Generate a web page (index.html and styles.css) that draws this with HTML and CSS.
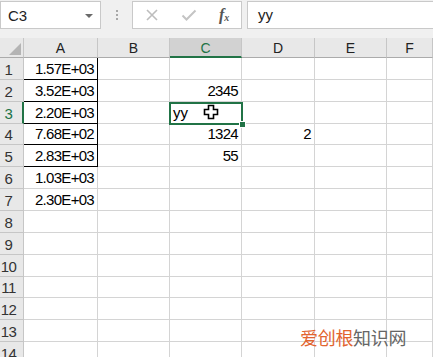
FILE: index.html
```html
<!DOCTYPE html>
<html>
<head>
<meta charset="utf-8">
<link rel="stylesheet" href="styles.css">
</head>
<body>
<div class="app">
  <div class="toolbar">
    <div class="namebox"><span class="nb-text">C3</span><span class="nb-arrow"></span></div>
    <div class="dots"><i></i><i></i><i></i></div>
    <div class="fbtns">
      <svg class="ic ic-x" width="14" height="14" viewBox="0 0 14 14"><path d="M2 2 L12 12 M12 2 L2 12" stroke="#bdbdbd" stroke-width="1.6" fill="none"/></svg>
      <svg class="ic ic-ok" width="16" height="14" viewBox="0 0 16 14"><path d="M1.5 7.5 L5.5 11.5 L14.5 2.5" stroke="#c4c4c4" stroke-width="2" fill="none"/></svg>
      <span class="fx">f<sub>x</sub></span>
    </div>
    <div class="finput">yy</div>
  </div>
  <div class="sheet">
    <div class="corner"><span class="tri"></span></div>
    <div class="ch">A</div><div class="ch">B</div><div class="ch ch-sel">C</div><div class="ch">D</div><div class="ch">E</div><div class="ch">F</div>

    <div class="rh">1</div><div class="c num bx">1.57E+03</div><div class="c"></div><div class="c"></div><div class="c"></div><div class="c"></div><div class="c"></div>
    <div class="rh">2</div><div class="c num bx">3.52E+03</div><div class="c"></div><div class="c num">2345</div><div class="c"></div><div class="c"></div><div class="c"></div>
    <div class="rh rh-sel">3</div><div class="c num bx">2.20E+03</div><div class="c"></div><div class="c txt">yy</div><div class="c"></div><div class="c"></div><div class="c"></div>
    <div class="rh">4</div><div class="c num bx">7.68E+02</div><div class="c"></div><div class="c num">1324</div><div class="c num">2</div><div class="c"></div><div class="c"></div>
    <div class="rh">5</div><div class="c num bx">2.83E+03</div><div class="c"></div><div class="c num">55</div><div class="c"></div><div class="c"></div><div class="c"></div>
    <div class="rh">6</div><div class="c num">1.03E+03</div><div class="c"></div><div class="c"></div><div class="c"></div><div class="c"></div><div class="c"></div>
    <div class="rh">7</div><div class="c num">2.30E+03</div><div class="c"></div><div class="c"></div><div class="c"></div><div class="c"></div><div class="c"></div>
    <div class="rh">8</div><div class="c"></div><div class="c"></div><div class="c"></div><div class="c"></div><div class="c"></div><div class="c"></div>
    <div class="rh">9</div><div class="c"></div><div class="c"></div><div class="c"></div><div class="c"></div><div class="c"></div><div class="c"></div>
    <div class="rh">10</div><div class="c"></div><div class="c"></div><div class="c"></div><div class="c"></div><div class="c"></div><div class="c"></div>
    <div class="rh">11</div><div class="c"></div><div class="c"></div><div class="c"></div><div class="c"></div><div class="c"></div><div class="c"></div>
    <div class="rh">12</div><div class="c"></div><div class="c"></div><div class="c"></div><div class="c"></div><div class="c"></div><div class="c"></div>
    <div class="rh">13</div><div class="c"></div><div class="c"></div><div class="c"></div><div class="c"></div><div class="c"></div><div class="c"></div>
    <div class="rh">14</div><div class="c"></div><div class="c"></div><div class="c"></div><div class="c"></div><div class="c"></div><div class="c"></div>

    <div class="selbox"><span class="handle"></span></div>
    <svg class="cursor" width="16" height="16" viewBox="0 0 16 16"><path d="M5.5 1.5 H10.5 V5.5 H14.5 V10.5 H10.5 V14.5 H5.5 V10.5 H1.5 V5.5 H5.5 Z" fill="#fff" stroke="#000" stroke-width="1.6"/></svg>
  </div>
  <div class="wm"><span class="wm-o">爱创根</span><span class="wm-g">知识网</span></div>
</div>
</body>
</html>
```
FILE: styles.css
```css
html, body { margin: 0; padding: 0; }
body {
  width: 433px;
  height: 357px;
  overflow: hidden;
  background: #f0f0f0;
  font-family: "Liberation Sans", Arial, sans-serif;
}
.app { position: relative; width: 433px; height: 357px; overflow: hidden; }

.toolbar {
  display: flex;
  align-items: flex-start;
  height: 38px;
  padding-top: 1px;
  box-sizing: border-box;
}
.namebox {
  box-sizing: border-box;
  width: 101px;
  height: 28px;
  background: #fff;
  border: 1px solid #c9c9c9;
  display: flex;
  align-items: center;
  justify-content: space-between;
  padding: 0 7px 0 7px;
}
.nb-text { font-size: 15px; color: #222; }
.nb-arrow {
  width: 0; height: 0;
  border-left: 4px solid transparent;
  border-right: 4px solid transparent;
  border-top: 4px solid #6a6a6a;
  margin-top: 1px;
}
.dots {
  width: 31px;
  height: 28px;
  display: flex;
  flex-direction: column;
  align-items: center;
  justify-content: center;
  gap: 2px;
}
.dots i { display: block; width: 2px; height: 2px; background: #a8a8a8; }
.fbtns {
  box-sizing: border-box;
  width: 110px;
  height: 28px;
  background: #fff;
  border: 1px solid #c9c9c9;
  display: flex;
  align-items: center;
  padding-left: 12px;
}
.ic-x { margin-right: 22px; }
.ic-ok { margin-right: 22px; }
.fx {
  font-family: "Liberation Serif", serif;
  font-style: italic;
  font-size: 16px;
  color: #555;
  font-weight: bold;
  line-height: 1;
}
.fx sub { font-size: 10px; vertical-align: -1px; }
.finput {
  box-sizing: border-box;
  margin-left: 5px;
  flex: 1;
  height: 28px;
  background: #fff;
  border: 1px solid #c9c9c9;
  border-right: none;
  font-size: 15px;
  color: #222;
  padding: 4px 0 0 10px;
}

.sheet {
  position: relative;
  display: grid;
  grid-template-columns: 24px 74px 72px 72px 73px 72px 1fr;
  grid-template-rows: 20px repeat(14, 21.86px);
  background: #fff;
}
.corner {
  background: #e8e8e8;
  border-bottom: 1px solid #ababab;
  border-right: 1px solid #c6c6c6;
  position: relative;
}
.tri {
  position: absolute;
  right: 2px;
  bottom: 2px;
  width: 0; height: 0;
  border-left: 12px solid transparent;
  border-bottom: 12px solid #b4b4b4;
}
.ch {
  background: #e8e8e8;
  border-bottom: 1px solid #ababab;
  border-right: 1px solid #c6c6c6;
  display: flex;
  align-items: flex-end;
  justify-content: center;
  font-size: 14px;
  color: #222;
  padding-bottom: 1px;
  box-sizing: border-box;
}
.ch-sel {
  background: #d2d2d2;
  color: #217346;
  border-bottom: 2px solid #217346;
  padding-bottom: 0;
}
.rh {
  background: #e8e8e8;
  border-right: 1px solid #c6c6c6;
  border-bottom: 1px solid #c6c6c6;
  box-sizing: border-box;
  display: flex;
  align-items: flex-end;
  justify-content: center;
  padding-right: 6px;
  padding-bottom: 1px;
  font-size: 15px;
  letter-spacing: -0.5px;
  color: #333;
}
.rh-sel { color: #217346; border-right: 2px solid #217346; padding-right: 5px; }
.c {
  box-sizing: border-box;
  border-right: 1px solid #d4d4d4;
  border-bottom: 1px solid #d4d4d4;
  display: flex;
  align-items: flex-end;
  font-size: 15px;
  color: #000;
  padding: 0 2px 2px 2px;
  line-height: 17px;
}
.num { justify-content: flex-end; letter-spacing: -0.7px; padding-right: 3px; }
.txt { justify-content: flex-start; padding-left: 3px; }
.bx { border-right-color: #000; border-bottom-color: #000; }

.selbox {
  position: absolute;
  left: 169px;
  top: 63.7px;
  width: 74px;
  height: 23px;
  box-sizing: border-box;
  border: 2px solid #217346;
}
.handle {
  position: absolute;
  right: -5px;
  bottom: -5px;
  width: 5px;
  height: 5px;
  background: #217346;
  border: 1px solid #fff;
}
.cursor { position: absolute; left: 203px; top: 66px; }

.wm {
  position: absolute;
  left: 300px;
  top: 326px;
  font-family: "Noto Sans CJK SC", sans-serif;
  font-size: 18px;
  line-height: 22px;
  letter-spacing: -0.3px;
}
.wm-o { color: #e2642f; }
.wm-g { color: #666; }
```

────────

▶ [WRITTEN TASK]:
Copy each line of the listing that contains the string "styles".

▶ [EXERCISE OUTPUT]:
Generate a web page (index.html and styles.css) that draws this with HTML and CSS.
<link rel="stylesheet" href="styles.css">
FILE: styles.css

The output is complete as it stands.